Fears over feminising antioxidants in fish feeds
One of the world’s top tilapia hatcheries has traced a radical upturn in the proportion of female tilapia in their normally all-male stock back to changes in the antioxidants used by their feed provider.
The change in feed ingredients coincided with a degeneration of the gonads of the tilapia broodstock. Photo: Til-Aqua
While the feminisation is not necessarily undesirable in the production of many species, as females tend to grow faster, it’s a disaster for tilapia producers, who prefer all-male stock. It could also have negative consequences for broodstock producers across a wide range of species, as feminisation of male broodstock is likely to have a very negative impact on fertility levels and rates of reproduction.
Til-Aqua International, a Dutch genetics company, has developed a strain of YY males over the past 25 years, using manual genetic selection – rather than hormone treatment – to produce 99.7 percent male offspring, which are sold for ongrowing.

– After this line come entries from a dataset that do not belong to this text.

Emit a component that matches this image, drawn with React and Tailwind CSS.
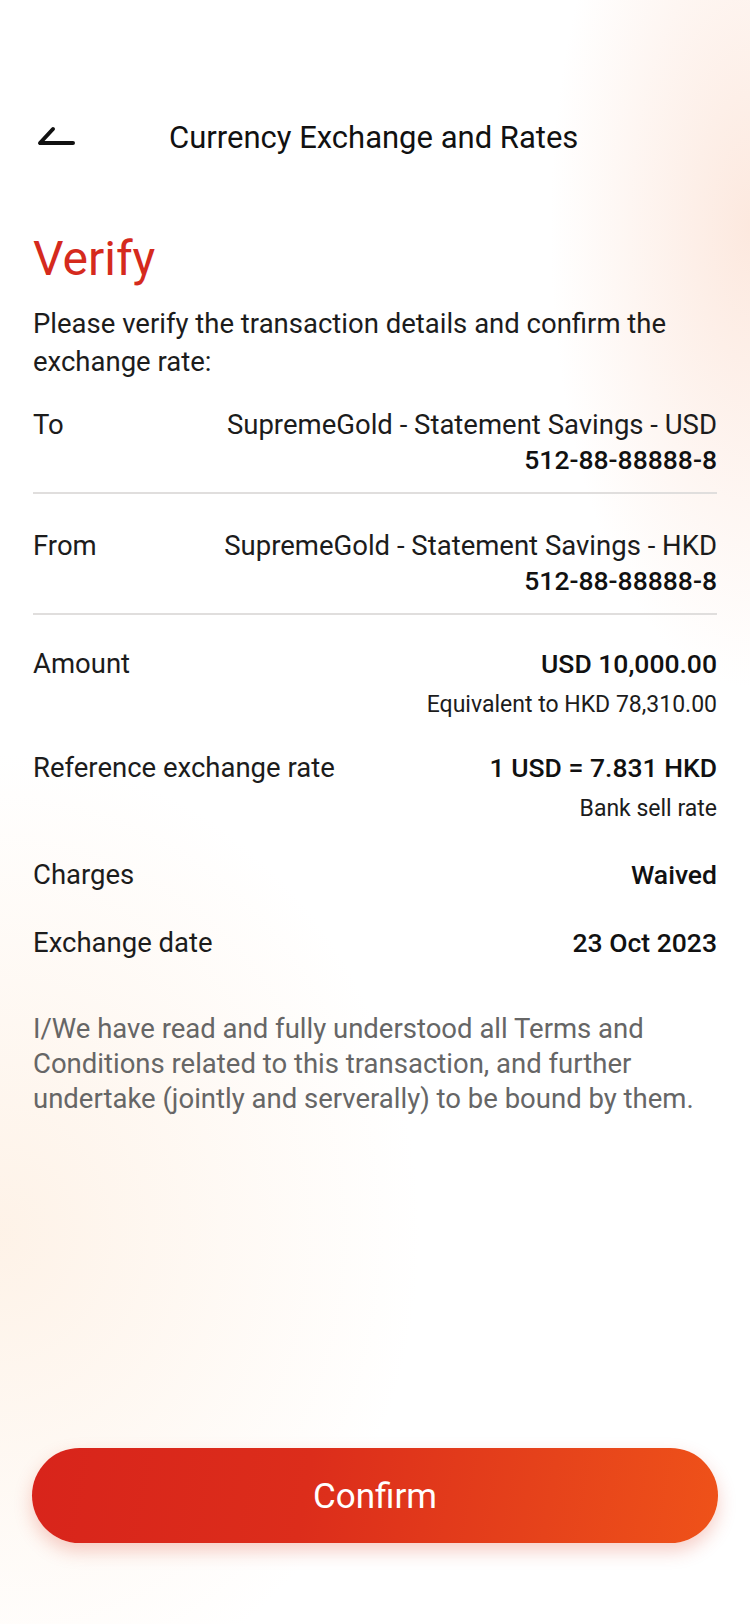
const font = { fontFamily: 'Roboto, "Noto Sans", sans-serif' }

function DetailRow({ label, value, sub }) {
  return (
    <div className="flex justify-between items-start">
      <div className="text-[27.5px] leading-[35px] text-[#1c1c1c]">{label}</div>
      <div className="flex flex-col items-end text-right">
        <div className="text-[27.5px] leading-[35px] text-[#1c1c1c]">{value}</div>
        <div className="text-[26.5px] leading-[35px] font-medium text-[#111]">{sub}</div>
      </div>
    </div>
  )
}

function ValueRow({ label, value, note }) {
  return (
    <div className="flex flex-col">
      <div className="flex justify-between items-start">
        <div className="text-[27.5px] leading-[35px] text-[#1c1c1c]">{label}</div>
        <div className="text-[26.5px] leading-[35px] font-medium text-[#111]">{value}</div>
      </div>
      {note && (
        <div className="mt-[9px] text-right text-[23px] leading-[30px] text-[#1c1c1c]">{note}</div>
      )}
    </div>
  )
}

export default function App() {
  return (
    <div
      style={font}
      className="relative w-[750px] h-[1624px] overflow-hidden flex flex-col bg-white bg-[radial-gradient(ellipse_200px_460px_at_100%_14%,rgba(250,214,196,0.55),transparent),radial-gradient(ellipse_420px_480px_at_0%_76%,rgba(253,234,216,0.6),transparent)]"
    >
      {/* header */}
      <div className="mt-[88px] h-[100px] flex items-center">
        <button className="w-[110px] h-full flex items-center pl-[36px]" aria-label="Back">
          <svg width="40" height="24" viewBox="0 0 40 24" fill="none">
            <path d="M17 3 L4 17 L37 17" stroke="#111" strokeWidth="4" strokeLinecap="round" strokeLinejoin="round" />
          </svg>
        </button>
        <div className="ml-[59px] text-[31px] leading-[36px] text-[#111]">Currency Exchange and Rates</div>
      </div>

      <div className="px-[33px] flex flex-col">
        <h1 className="mt-[42px] text-[48px] leading-[58px] text-[#d52a1d]">Verify</h1>
        <p className="mt-[17px] text-[27.5px] leading-[38px] text-[#1c1c1c]">
          Please verify the transaction details and confirm the exchange rate:
        </p>

        <div className="mt-[26px] pb-[15px] border-b-2 border-[#e0dedd]">
          <DetailRow label="To" value="SupremeGold - Statement Savings - USD" sub="512-88-88888-8" />
        </div>
        <div className="mt-[34px] pb-[15px] border-b-2 border-[#e0dedd]">
          <DetailRow label="From" value="SupremeGold - Statement Savings - HKD" sub="512-88-88888-8" />
        </div>

        <div className="mt-[31px]">
          <ValueRow label="Amount" value="USD 10,000.00" note="Equivalent to HKD 78,310.00" />
        </div>
        <div className="mt-[30px]">
          <ValueRow label="Reference exchange rate" value="1 USD = 7.831 HKD" note="Bank sell rate" />
        </div>
        <div className="mt-[33px]">
          <ValueRow label="Charges" value="Waived" />
        </div>
        <div className="mt-[33px]">
          <ValueRow label="Exchange date" value="23 Oct 2023" />
        </div>

        <p className="mt-[51px] text-[27.5px] leading-[35px] text-[#666]">
          I/We have read and fully understood all Terms and Conditions related to this transaction, and further undertake (jointly and serverally) to be bound by them.
        </p>
      </div>

      <div className="flex-1" />

      <div className="px-[32px] mb-[81px]">
        <button className="w-full h-[95px] pt-[4px] rounded-full bg-[linear-gradient(100deg,#d8241b_0%,#dc2d1b_40%,#e6431b_75%,#ef5219_100%)] shadow-[0_8px_18px_rgba(220,60,30,0.25)] text-white text-[35px]">
          Confirm
        </button>
      </div>
    </div>
  )
}
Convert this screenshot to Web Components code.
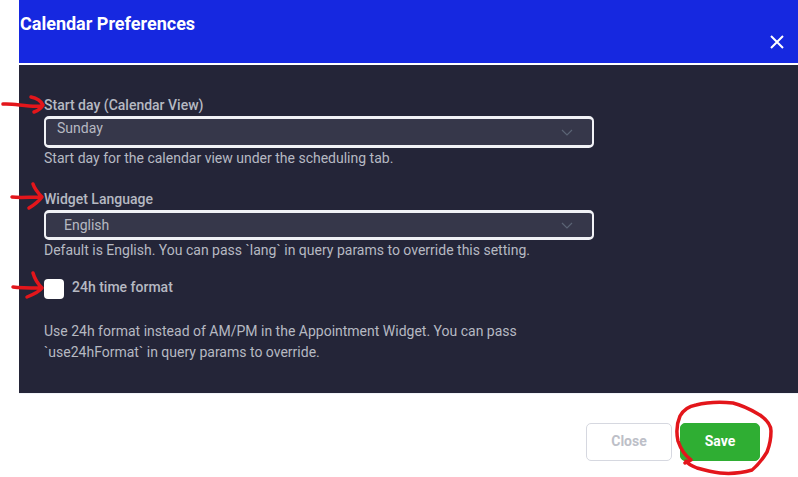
<!DOCTYPE html>
<html>
<head>
<meta charset="utf-8">
<title>Calendar Preferences</title>
<style>
  html, body { margin: 0; height: 100%; background: #fff; font-family: Roboto, "Liberation Sans", sans-serif; overflow: hidden; }
</style>
</head>
<body>
<pref-dialog heading="Calendar Preferences">
  <pref-field label="Start day (Calendar View)" value="Sunday" indent="13" shift="-4" hint="Start day for the calendar view under the scheduling tab." style="--select-h:32px"></pref-field>
  <pref-field label="Widget Language" value="English" indent="20" shift="0" hint="Default is English. You can pass `lang` in query params to override this setting." style="--field-top:21px;--select-h:30px"></pref-field>
  <pref-check label="24h time format">Use 24h format instead of AM/PM in the Appointment Widget. You can pass<br>`use24hFormat` in query params to override.</pref-check>
  <pref-button slot="footer" kind="ghost">Close</pref-button>
  <pref-button slot="footer" kind="save">Save</pref-button>
</pref-dialog>
<pref-scribbles></pref-scribbles>

<script>
class PrefDialog extends HTMLElement {
  constructor() {
    super();
    this.attachShadow({ mode: 'open' });
  }

  connectedCallback() {
    this.shadowRoot.innerHTML = `
      <style>
        :host { display: flex; flex-direction: column; margin-left: 19px; height: 477px; }
        .head {
          height: 63px;
          flex: none;
          background: #1628e0;
          border-bottom: 2px solid #fff;
          display: flex;
          justify-content: space-between;
          color: #fff;
        }
        h2 { margin: 13px 0 0 1px; font-size: 18px; line-height: 22px; font-weight: 700; }
        .x { width: 16px; height: 16px; margin: 34px 13px 0 0; }
        .body {
          height: 328px;
          flex: none;
          box-sizing: border-box;
          background: #242538;
          padding: 30px 25px 0;
        }
        .foot {
          display: flex;
          justify-content: flex-end;
          gap: 8px;
          padding: 29px 38px 0 0;
          border-top: 1px solid #f1f4f9;
        }
      </style>
      <div class="head">
        <h2>${this.getAttribute('heading')}</h2>
        <svg class="x" viewBox="0 0 16 16"><path d="M2 2 L14 14 M14 2 L2 14" stroke="#fff" stroke-width="2" fill="none"/></svg>
      </div>
      <div class="body"><slot></slot></div>
      <div class="foot"><slot name="footer"></slot></div>
    `;
  }
}

class PrefField extends HTMLElement {
  constructor() {
    super();
    this.attachShadow({ mode: 'open' });
  }

  connectedCallback() {
    const indent = this.getAttribute('indent');
    const shift = this.getAttribute('shift');
    this.shadowRoot.innerHTML = `
      <style>
        :host { display: block; width: 550px; margin-top: var(--field-top, 0); color: #b6b9c2; font-size: 14px; line-height: 20px; }
        .label { font-weight: 500; display: block; margin-bottom: 1px; }
        .select {
          box-sizing: border-box;
          height: var(--select-h);
          border: solid #f1f2f6;
          border-width: 3px 2px;
          border-radius: 5px;
          background: #36374a;
          display: flex;
          align-items: center;
          justify-content: space-between;
          padding-left: ${indent - 2}px;
          padding-right: 19px;
        }
        .value { position: relative; top: ${shift}px; }
        svg { width: 12px; height: 7px; }
      </style>
      <span class="label">${this.getAttribute('label')}</span>
      <div class="select">
        <span class="value">${this.getAttribute('value')}</span>
        <svg viewBox="0 0 12 7"><path d="M1 1 L6 6 L11 1" stroke="#5b6475" stroke-width="1.2" fill="none"/></svg>
      </div>
      <div class="hint">${this.getAttribute('hint')}</div>
    `;
  }
}

class PrefCheck extends HTMLElement {
  constructor() {
    super();
    this.attachShadow({ mode: 'open' });
  }

  connectedCallback() {
    this.shadowRoot.innerHTML = `
      <style>
        :host { display: block; width: 550px; margin-top: 19px; color: #b6b9c2; font-size: 14px; line-height: 20px; }
        .row { display: flex; align-items: center; gap: 8px; font-weight: 500; }
        .box { width: 20px; height: 20px; border-radius: 4px; background: #fff; }
        .row span { position: relative; top: -2px; }
        .text { margin-top: 22px; line-height: 21px; }
      </style>
      <div class="row"><div class="box"></div><span>${this.getAttribute('label')}</span></div>
      <div class="text"><slot></slot></div>
    `;
  }
}

class PrefButton extends HTMLElement {
  constructor() {
    super();
    this.attachShadow({ mode: 'open' });
  }

  connectedCallback() {
    const save = this.getAttribute('kind') === 'save';
    this.shadowRoot.innerHTML = `
      <style>
        :host { display: block; }
        button {
          box-sizing: border-box;
          height: 38px;
          width: ${save ? 80 : 86}px;
          border-radius: 5px;
          font: 700 14px Roboto, "Liberation Sans", sans-serif;
          padding: 0 0 2px;
          border: 1px solid ${save ? '#2fae33' : '#d6d8e0'};
          background: ${save ? '#2fae33' : '#fff'};
          color: ${save ? '#fff' : '#bdbfc8'};
        }
      </style>
      <button><slot></slot></button>
    `;
  }
}

// red marker strokes drawn over the screenshot
class PrefScribbles extends HTMLElement {
  constructor() {
    super();
    this.attachShadow({ mode: 'open' });
  }

  connectedCallback() {
    this.shadowRoot.innerHTML = `
      <style>
        :host { position: absolute; left: 0; top: 0; width: 798px; height: 477px; pointer-events: none; }
        svg { display: block; }
        path { fill: none; stroke: #e3161b; stroke-linecap: round; stroke-linejoin: round; }
      </style>
      <svg width="798" height="477" viewBox="0 0 798 477">
        <path stroke-width="3.5" d="M3 104 C14 103 26 107 41 106 M31 97 C36 98 41 101 43 105 C41 109 37 111 34 112"/>
        <path stroke-width="3.5" d="M12 197 C20 198 30 197 41 197 M33 184 C35 190 39 194 42 197 C39 201 34 205 29 208"/>
        <path stroke-width="3.5" d="M13 287 C20 288 30 288 41 288 M33 273 C35 280 39 285 42 288 C39 292 32 295 27 297"/>
        <path stroke-width="3.5" d="M685 463 L691 460 C687 457 681 450 678 441 C676 432 677 423 680 416 C684 409 690 406 696 405 C708 402 722 402 733 403 C745 406 753 411 760 415 C767 420 771 425 771 431 C771 440 769 447 767 452 C762 460 757 466 752 470 C742 473 731 474 720 473 C711 472 704 470 697 468 C692 466 688 464 686 461"/>
      </svg>
    `;
  }
}

customElements.define('pref-dialog', PrefDialog);
customElements.define('pref-field', PrefField);
customElements.define('pref-check', PrefCheck);
customElements.define('pref-button', PrefButton);
customElements.define('pref-scribbles', PrefScribbles);
</script>
</body>
</html>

However, in mid-2019 the company noticed a dramatic increase in the proportion of females in its juveniles, prompting them to start an investigation.
“Our customers began to complain about the proportion of females in the fish we’d sold them. We thought that it might be something they were doing wrong with their diagnostics, but site visits showed that there really were a high proportion of females. So we started to investigate our own operations and procedures,” explains Hanneke van den Dop, the company’s experienced fish vet.
“But our internal investigation showed that nothing had changed in our own procedures, so we started to look into other variables – as external variables can have an impact on the sex ratio of tilapia. The investigation was very time-consuming and lasted from July 2019 until May 2020, as it takes time to produce a sufficient amount of test groups and repeat the tests several times,” she adds.
Tilapia larvae. Photo: Til-Aqua
Their investigation uncovered that there had been a change in formulations of the feed – by a well-known commercial aquafeed producer – that they were using.
“We finally worked out that the change in the proportion of females coincided with a change in the antioxidants used in the feeds. And one of our customers, in Africa, who was using the same feeds had noticed the same affects, while other customers, using different feeds, did not have problems,” Dop says .
The feed manufacturer had, it transpired, replaced E321 and E324 with two other antioxidants. Van den Dop’s follow-up research showed that one of these is considered to be an endocrine disrupter, while the other is considered a weak oestrogen. As a result, Til-Aqua initiated a series of feed trails to investigate whether the change in antioxidants could have been responsible for the oestrogenic effects and changed sex ratios in their fish.
In order to achieve this, juvenile offspring of different genetic lines were tested with several feeds in the first weeks of their life – the time when tilapia gender is determined. Thousands of fingerlings were dissected, and their gonads were examined macroscopically and microscopically, and the trials found that in various cases only 8 percent of the tilapia were males – from broodstock that initially produced more than 99 percent males. They also discovered large numbers of individuals that contained gonads or gonadal tissue of both sexes. Meanwhile their trials showed deteriorated gonads in the broodstock.
Til-Aqua flagged up the results of their trials with the feed provider.
“It was a brand we had used for 30 years with great satisfaction and in excellent cooperation, but this changed dramatically when they changed their feeds and we confronted them with our findings,” says van den Dop.
“When we brought it up they said they were using the antioxidants at levels within the limits of EU legislation and were therefore not responsible for any undesirable side-effects,” she continues.
Given that the change in ingredients and its results had proved incredibly stressful to the staff at Til- Aqua, and could have dramatically undermined the trust of their customers, van den Dop was appalled.
Til-Aqua is now in the process of providing compensation to their customers. They also have to flush out each of the biofilters in their own production site.
“In our trials, using very high water refreshment rates, just like in a flow-through system, produced higher male ratios – up to the normal 99 percent we had been getting with the old feeds. It was clear that RAS led to an accumulation of the antioxidants, so we’re now having to flush each of the biofilters in our system to ensure that there’s no residual feminising effect,” van den Dop explains.
Til-Aqua's research suggests that a change in the antioxidants being used in their feeds led to a dramatic increase in the ratio of female to male tilapia. Photo: Til-Aqua
Meanwhile, according to van den Dop, the producer continues to use the antioxidants in its feeds. While this may have an upside for some farmers – in species such as trout, carp and sturgeon the females grow faster, she points out – there may also be some widespread negative trade-offs.
“Because the fish are under oestrogenic influence, they are more susceptible to parasites and disease – using the feeds that lowered the ratio of males produced fry that were weaker, which is an issue both in terms of animal welfare and sustainability,” she says.
And there could be more tangible drawbacks for broodstock producers, particularly those using RAS.
“We saw a degeneration of the gonads of our broodstock, and the use of RAS worsened these symptoms by accumulating these additives,” van den Dop reflects.
In the meantime she is hopeful that the EU will ban the use of these two antioxidants, which can potentially have such a disruptive influence on the hormones of fish.